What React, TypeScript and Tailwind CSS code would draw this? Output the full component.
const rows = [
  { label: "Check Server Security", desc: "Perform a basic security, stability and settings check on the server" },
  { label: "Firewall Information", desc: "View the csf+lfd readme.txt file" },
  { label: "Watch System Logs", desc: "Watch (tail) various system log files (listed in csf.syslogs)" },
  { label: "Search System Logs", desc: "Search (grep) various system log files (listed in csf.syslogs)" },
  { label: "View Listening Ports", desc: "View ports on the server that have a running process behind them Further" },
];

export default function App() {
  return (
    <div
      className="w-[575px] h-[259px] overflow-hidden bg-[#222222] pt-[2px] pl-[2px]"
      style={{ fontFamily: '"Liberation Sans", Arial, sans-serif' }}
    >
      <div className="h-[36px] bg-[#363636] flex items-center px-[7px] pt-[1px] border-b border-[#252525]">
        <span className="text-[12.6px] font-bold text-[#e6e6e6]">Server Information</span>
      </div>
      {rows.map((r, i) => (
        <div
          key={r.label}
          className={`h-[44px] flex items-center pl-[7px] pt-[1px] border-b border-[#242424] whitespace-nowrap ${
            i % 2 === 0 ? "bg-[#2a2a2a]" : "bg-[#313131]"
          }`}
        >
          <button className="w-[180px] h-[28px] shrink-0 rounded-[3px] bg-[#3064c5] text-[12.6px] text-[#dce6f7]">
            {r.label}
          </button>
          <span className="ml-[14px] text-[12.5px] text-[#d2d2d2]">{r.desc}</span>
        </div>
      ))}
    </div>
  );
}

----------------------------------------

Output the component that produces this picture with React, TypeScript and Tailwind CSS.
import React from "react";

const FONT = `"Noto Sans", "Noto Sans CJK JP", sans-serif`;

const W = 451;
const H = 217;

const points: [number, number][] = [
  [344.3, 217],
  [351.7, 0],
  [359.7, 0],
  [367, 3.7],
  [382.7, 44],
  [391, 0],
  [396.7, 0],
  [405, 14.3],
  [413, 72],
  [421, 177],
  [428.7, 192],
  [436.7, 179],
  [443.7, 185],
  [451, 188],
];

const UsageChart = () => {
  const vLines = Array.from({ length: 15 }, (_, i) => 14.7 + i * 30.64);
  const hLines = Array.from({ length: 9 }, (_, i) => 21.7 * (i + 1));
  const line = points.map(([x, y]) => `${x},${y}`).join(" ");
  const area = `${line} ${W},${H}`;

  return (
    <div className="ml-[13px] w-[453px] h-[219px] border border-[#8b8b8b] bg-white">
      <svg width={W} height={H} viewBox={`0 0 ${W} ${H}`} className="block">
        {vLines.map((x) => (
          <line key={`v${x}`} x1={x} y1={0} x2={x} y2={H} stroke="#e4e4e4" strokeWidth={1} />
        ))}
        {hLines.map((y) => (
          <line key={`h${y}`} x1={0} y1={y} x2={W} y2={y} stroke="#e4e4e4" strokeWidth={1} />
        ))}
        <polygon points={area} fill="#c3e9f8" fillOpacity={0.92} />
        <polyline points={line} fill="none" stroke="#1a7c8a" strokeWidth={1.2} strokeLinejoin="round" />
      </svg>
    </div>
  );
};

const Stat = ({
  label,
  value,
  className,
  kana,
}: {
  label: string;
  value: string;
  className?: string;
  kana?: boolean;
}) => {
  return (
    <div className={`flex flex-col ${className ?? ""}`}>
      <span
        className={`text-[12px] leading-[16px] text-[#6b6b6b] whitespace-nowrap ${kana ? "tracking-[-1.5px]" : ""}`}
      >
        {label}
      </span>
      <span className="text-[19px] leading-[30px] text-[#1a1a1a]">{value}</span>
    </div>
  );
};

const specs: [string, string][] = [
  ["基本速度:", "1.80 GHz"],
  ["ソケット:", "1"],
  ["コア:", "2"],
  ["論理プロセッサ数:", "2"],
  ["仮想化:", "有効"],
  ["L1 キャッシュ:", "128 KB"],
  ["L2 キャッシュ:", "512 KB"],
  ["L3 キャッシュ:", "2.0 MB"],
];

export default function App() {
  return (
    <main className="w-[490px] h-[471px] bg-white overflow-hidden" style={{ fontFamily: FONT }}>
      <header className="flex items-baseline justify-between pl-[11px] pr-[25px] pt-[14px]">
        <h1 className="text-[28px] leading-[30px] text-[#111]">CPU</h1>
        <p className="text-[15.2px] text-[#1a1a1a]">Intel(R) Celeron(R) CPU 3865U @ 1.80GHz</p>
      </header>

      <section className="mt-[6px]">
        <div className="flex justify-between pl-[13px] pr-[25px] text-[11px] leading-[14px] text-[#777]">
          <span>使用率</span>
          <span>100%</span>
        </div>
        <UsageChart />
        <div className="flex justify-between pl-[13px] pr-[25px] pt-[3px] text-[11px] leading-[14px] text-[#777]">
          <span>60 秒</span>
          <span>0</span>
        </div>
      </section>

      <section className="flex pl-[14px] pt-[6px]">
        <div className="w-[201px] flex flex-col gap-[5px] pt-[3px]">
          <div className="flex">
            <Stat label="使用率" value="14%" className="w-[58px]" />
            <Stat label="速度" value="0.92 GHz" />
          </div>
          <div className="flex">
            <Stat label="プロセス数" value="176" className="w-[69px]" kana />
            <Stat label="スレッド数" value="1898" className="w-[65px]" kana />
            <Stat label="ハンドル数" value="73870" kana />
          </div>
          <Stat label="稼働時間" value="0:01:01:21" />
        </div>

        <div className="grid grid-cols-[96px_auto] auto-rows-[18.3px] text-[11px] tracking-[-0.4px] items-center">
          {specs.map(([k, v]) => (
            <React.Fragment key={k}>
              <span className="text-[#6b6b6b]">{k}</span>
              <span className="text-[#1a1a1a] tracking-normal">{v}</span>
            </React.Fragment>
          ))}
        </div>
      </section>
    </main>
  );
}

----------------------------------------

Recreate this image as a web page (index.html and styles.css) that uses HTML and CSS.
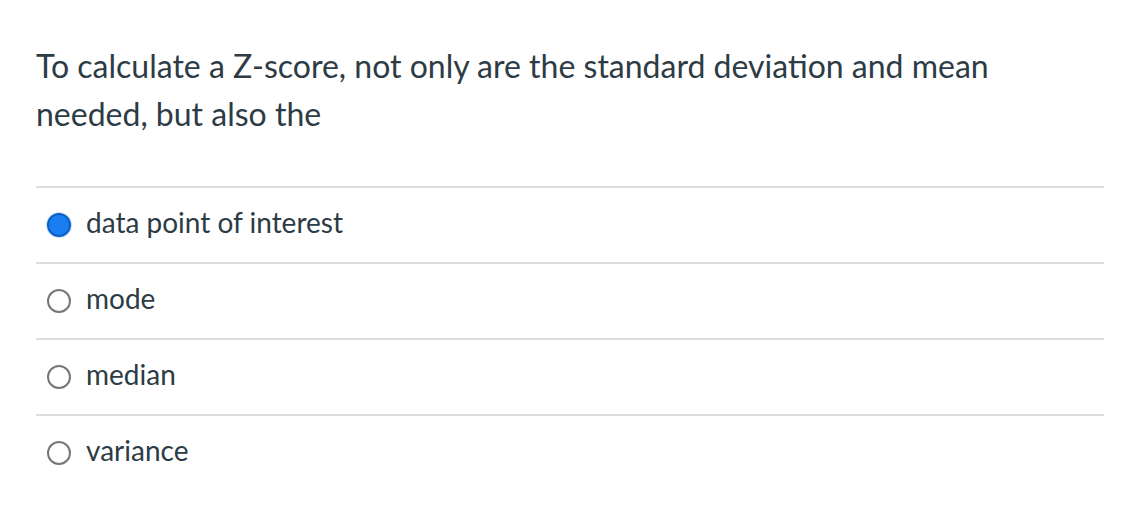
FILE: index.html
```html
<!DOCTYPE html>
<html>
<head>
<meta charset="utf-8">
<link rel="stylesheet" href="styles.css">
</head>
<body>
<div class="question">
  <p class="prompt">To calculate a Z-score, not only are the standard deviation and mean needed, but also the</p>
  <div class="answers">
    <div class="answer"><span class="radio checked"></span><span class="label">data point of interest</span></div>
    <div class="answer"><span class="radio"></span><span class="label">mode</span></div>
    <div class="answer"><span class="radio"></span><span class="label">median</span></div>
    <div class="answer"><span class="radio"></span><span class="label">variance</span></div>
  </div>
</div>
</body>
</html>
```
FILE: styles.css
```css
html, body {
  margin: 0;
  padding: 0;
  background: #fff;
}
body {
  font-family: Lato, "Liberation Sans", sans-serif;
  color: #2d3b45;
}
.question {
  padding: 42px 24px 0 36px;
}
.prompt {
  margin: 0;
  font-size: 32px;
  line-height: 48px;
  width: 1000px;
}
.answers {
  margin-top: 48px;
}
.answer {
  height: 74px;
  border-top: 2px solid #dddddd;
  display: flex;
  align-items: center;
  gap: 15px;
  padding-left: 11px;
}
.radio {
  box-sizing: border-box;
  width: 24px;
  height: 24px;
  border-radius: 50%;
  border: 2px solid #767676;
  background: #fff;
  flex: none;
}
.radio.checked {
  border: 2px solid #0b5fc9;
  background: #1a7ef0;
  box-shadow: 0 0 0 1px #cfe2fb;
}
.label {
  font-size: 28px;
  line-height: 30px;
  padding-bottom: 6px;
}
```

----------------------------------------

What is being asked | From the entries above, copy each line holding "TypeScript".

Exercise solution |
What React, TypeScript and Tailwind CSS code would draw this? Output the full component.
Output the component that produces this picture with React, TypeScript and Tailwind CSS.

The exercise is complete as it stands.